The trap is using it to set the whole budget. First-touch tells a team nothing about whether those first touches ever converted. A channel can introduce thousands of people who all drift away, rack up a glowing first-touch report, and contribute almost no revenue. Optimize toward first-touch and the incentive becomes generating cheap initial contact rather than sales, which is how marketing departments end up celebrating traffic while the revenue line stays flat.
Last-touch and what it hides
Last-touch is the default in most analytics tools because it is the easiest to implement and the easiest to defend. It credits whatever happened right before the sale, which feels intuitive. The buyer clicked the retargeting ad and bought, so the ad gets the win.
The problem is that the last touch is frequently the least causal one. Branded search, retargeting, and discount emails tend to appear at the end of journeys not because they created the demand but because they caught people who were already on their way to buying. Last-touch hands those closing channels credit for demand that earlier, harder-to-measure work created. It is the model most likely to make a team overspend on the bottom of the funnel while starving the awareness that fed it, and it is no accident that it tends to make a brand's own paid search look indispensable.
Multi-touch and its trade-offs
Multi-touch attribution is the honest attempt to fix single-touch tunnel vision by acknowledging that several interactions contributed. It is fairer in principle. The trade-offs are real and worth naming.

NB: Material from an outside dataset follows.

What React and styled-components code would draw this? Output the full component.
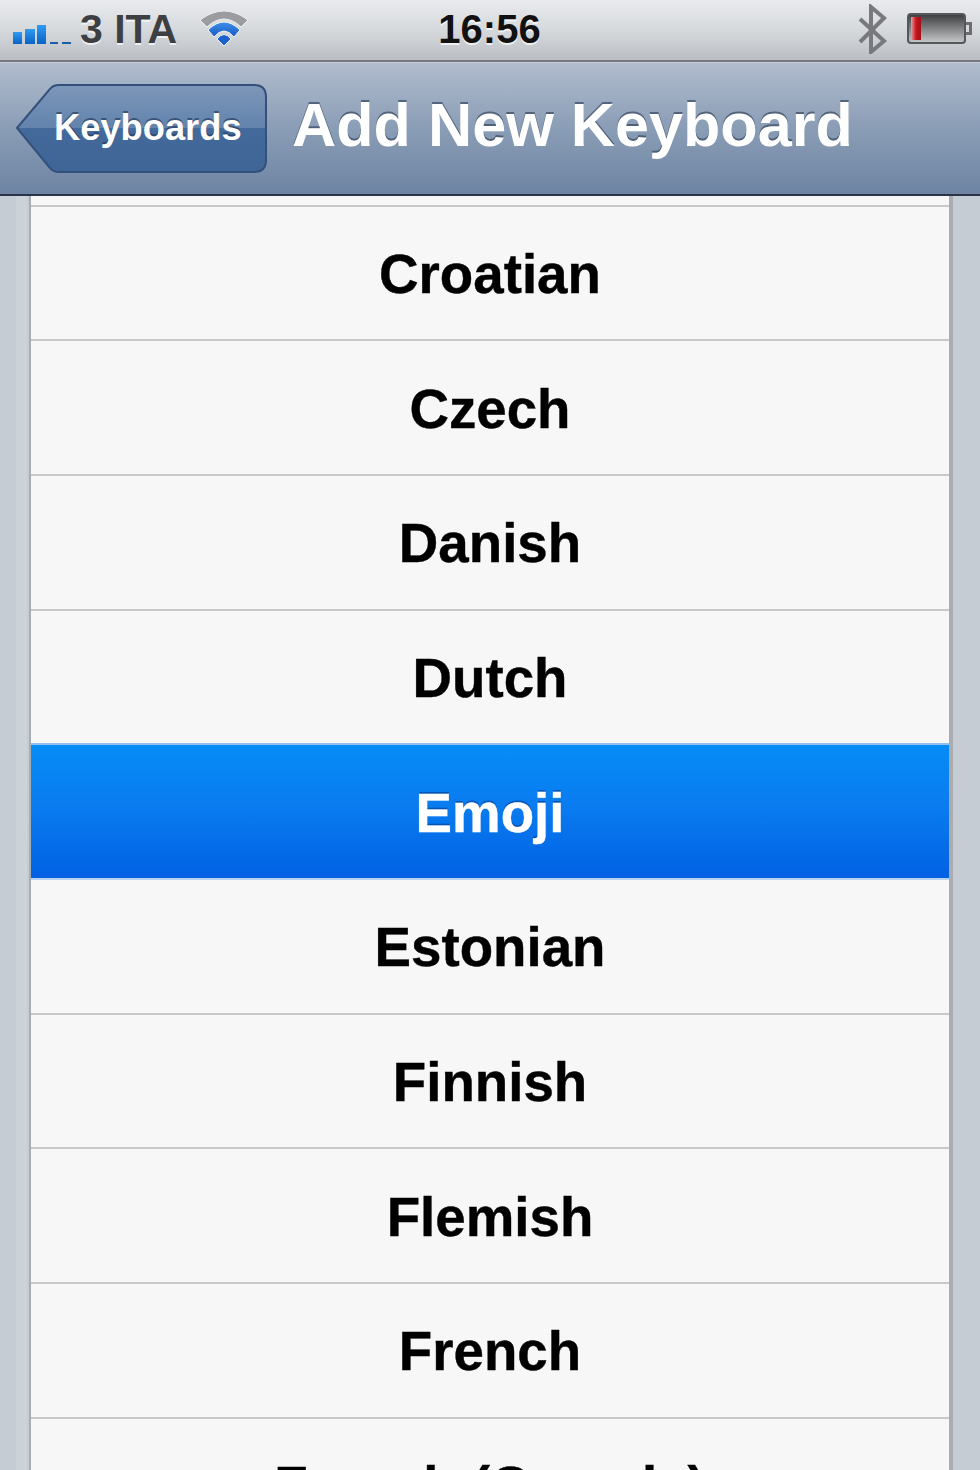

- It still rests on a chosen rule: linear treats every touch as equal, time-decay assumes recency equals importance, and position-based bakes in fixed weights, none of which is empirically true for any given business
- It demands clean cross-channel data: stitching a single buyer's path across devices, browsers, and walled-garden platforms is exactly the data that has gotten harder to assemble since Apple's App Tracking Transparency arrived with iOS 14.5 in 2021
- Data-driven multi-touch is the most credible variant but the hardest to audit, since the weighting is produced by a model most marketers cannot open up and inspect
There is a telling industry signal here. In 2023 Google removed first-click, linear, time-decay, and position-based attribution from Ads and Analytics, citing adoption below 3% of conversions, and steered users toward data-driven attribution while keeping last-click on the menu. Several of the multi-touch rules people debate were quietly deprecated by the largest vendor in the space for lack of use.
Which to use when
The model should follow the question, not the other way around.
- Use first-touch when the goal is measuring top-of-funnel reach and which channels generate new awareness, and ignore it for anything to do with revenue efficiency
- Use last-touch when speed and simplicity matter more than accuracy, such as a fast read on which closing actions correlate with sales, while remembering it overcredits demand capture
- Use multi-touch, ideally data-driven, when there is enough volume and clean cross-channel data to support it and the team needs a more balanced picture of a long journey
- Use none of them as proof of causation, because that is not a question any attribution model is built to answer
A practical pattern is to run more than one model side by side and pay attention to where they disagree. If first-touch and last-touch point at completely different channels, that gap is information. It usually marks the boundary between channels that create demand and channels that harvest it, and that boundary is where the interesting budget questions live.
The limit all three share
Whichever model wins the internal debate, it answers the same narrow question, which is how to divide credit among touches that appeared before a conversion. It cannot tell a team whether any of those touches caused the conversion or merely accompanied it. A channel that shows up in every winning path may be doing the work, or it may be standing in the doorway taking credit as buyers walk through on their own. Comparing attribution models sharpens the picture of correlation. The causal question, the one budgets actually turn on, needs a different tool entirely, and that tool is a controlled experiment, not a smarter way of splitting credit.